Future ASOR CHI Efforts in Mosul
ASOR CHI will work closely with Iraqi cultural heritage personnel to support their efforts to rehabilitate Mosul’s cultural resources and infrastructure and to rejuvenate the cultural and educational sectors generally. Success depends on providing a broad-base of support to Iraq’s heritage experts and local stakeholders as soon as possible. In the coming months, ASOR CHI will implement new emergency response projects to repair damaged heritage sites and to mitigate threats to cultural assets in cooperation with Iraq’s State Board of Antiquities and Heritage. In addition, we are currently launching a project to inventory and digitally preserve textual collections and collections management data in the city as part of a joint effort bringing together various Iraqi authorizing agencies and private institutions, the Hill Museum and Manuscript Library, and the Centre Numérique des Manuscrits Orientaux . This effort is supported through a generous grant from the Whiting Foundation.

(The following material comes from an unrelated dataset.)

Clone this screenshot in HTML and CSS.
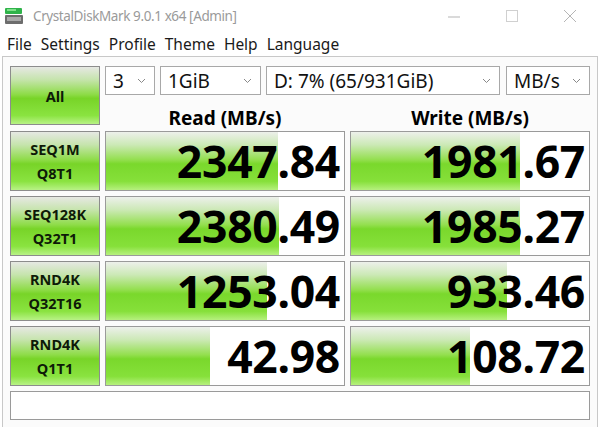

Since 2014, ASOR CHI has worked closely with our Iraqi colleagues to provide them with assistance and to expose the atrocities committed in northern Iraq to the world. We hope that the future holds peace and prosperity for Iraq, and ASOR CHI will continue to assist Iraqis in preserving and protecting cultural heritage. We will never forget the cherished friends and colleagues that we have lost in Mosul, nor the tragedy that has befallen this vibrant and ancient city.